MMartin1 One Orange Chip Points: 27879 More actions · Answer 13

Diligentdba 46159 (8/31/2016)
' I would not underestimate the competence level of members here to pick up new knowledge. ' - neither do I but I do think the average sql server person generally does not need an indepth understanding of confidence levels and other statistical terms. R programming is picking up just now and the vast majority of sql server jobs do not necessarily demand it as a skill. The problem is around where to draw the line between getting terribly statistical and keeping it relevant to the readers who are basically sql server people, not statisticians. That is why I like to start from simple basics and keep new terms minimal. And also to take it to level of data analysis and presenting findings rather than explaining a whole lot of raw statistics to them. Thanks in advance for your understanding, and appreciate insightful comments/criticism on other posts I have coming.

No problem at all. I do appreciate the column and your feed back as well. Though if you'll allow me to be more specific with a few items >>>

1.

what can be deemed to be the most commonly used statistical concept - the odds ratio

I still think I see probabilities way more often. I've not heard odds ratio , for example, in election polls.

2.

Simply put, odds are expressed as ratios while probability is expressed as a fraction or a percentage of an outcome.

Here people can still be confused, what is the difference between a ratio and a fraction? A percentage value can be 400% (4/1) where a ratio is always >=0 and <=1 if I recall correctly. Is this right? I think it worth explaining with the extra line or two to get better understanding in the rest of the article.

3.

We have to be able to say that 95% of the time the correlation between smoking status and health is in the range of x and y, where x and y are considered upper and lower confidence intervals.

What is meant by 95% of the time? This is what I was thinking specifically when it came to the confidence interval. I think it means if you repeated the experiment 100 times, the ratio would fall between your lower and upper range 95 times ==>95/100 is a strong case for the odds ratio suggested. I am not sure if means 95/100 smokers will develop bad health ... though I wouldnt doubt that either. 😛

Thanks again.

----------------------------------------------------

Diligentdba 46159 SSCommitted Points: 1554 More actions · Answer 14

1 & 2: Fraction: Chances for/Total Chances Odds: Chances for : Chances against. I am not debating what you have personally heard of

more. In my experience people use odds ratio a *lot* and a lot of people find probability and math very intimidating.

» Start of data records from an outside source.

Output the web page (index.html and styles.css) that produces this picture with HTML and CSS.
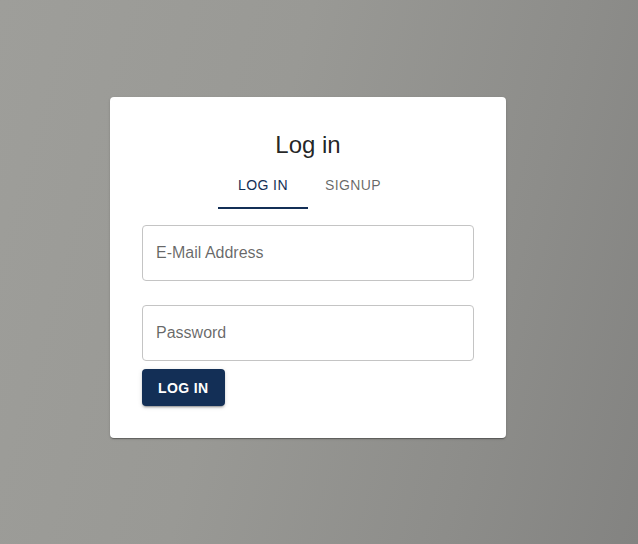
FILE: index.html
```html
<!DOCTYPE html>
<html lang="en">
<head>
<meta charset="utf-8">
<title>Log in</title>
<link rel="stylesheet" href="styles.css">
</head>
<body>
<div class="backdrop">
  <div class="card">
    <h2 class="title">Log in</h2>
    <div class="tabs">
      <button class="tab active">Log in</button>
      <button class="tab">Signup</button>
    </div>
    <form class="form">
      <label class="field field-first"><input type="email" placeholder="E-Mail Address"></label>
      <label class="field"><input type="password" placeholder="Password"></label>
      <button type="button" class="submit">Log in</button>
    </form>
  </div>
</div>
</body>
</html>
```
FILE: styles.css
```css
html, body {
  margin: 0;
  padding: 0;
  height: 100%;
}
body {
  font-family: "Liberation Sans", Arial, sans-serif;
}
.backdrop {
  box-sizing: border-box;
  height: 100%;
  padding: 97px 0 0 110px;
  background: linear-gradient(105deg, #9e9e9a 0%, #999995 40%, #8d8d8a 75%, #838381 100%);
}
.card {
  box-sizing: border-box;
  width: 396px;
  background: #fff;
  border-radius: 4px;
  padding: 32px;
  box-shadow: 0 2px 1px -1px rgba(0,0,0,0.2), 0 1px 1px 0 rgba(0,0,0,0.14), 0 1px 3px 0 rgba(0,0,0,0.12);
}
.title {
  margin: 0;
  text-align: center;
  font-size: 24px;
  font-weight: 400;
  line-height: 32px;
  color: rgba(0,0,0,0.87);
}
.tabs {
  display: flex;
  justify-content: center;
}
.tab {
  width: 90px;
  height: 48px;
  padding: 2px 0 0;
  border: 0;
  border-bottom: 2px solid transparent;
  background: none;
  font-family: inherit;
  font-size: 14px;
  font-weight: 400;
  letter-spacing: 0.4px;
  text-transform: uppercase;
  color: rgba(0,0,0,0.6);
  line-height: 24px;
  cursor: pointer;
}
.tab.active {
  color: #132f56;
  border-bottom-color: #132f56;
}
.form {
  display: flex;
  flex-direction: column;
  align-items: flex-start;
  padding-top: 16px;
}
.field {
  display: block;
  width: 100%;
  margin-top: 24px;
}
.field-first {
  margin-top: 0;
}
.field input {
  box-sizing: border-box;
  width: 100%;
  height: 56px;
  padding: 0 13px;
  border: 1px solid #c4c4c4;
  border-radius: 4px;
  font-family: inherit;
  font-size: 16px;
  color: rgba(0,0,0,0.87);
  outline: none;
}
.field input::placeholder {
  color: rgba(0,0,0,0.6);
}
.submit {
  margin-top: 8px;
  height: 37px;
  padding: 0 16px;
  border: 0;
  border-radius: 4px;
  background: #132f56;
  color: #fff;
  font-family: inherit;
  font-size: 14px;
  font-weight: 700;
  letter-spacing: 0.4px;
  text-transform: uppercase;
  box-shadow: 0 3px 1px -2px rgba(0,0,0,0.2), 0 2px 2px 0 rgba(0,0,0,0.14), 0 1px 5px 0 rgba(0,0,0,0.12);
  cursor: pointer;
}
```
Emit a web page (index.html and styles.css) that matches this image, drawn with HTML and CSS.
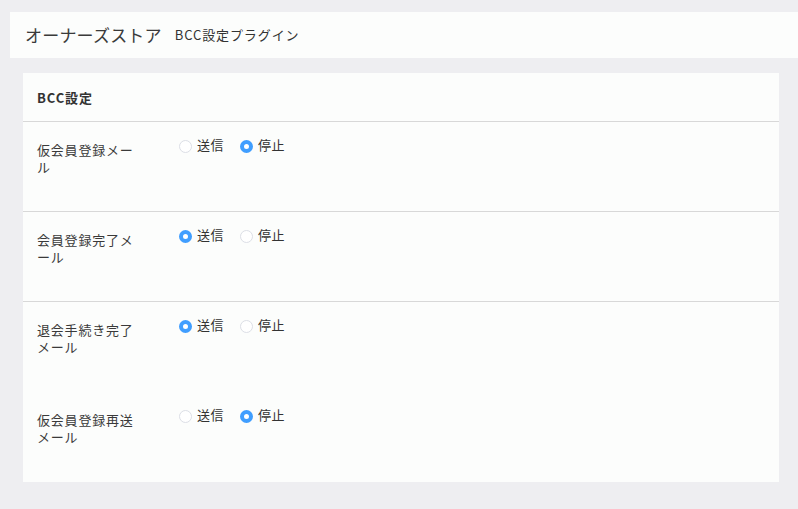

That does not necessarily mean they use the right concept mathematically, i have seen many use chances as chances for/total chances, without knowing they are technically using a probability ratio, but that is ok in my opinion atleast.

3 Am 95% confident that chances of smokers getting cancer are between 1.82 to 2.10 times higher than a non smoker.

95% is just a commonly used percentage in this context, like 20% sampling for sql server statistics.

http://www.mathbootcamps.com/interpreting-confidence-intervals/

"95% of the time, when we calculate a confidence interval in this way, the true mean will be between the two values. 5% of the time, it will not. Because the true mean (population mean) is an unknown value, we don’t know if we are in the 5% or the 95%. BUT 95% is pretty good so we say something like

“We are 95% confident that the mean time it takes all workers in this city to get to work is between 18.3 and 23.7 minutes.” This is a common shorthand for the idea that the calculations “work” 95% of the time."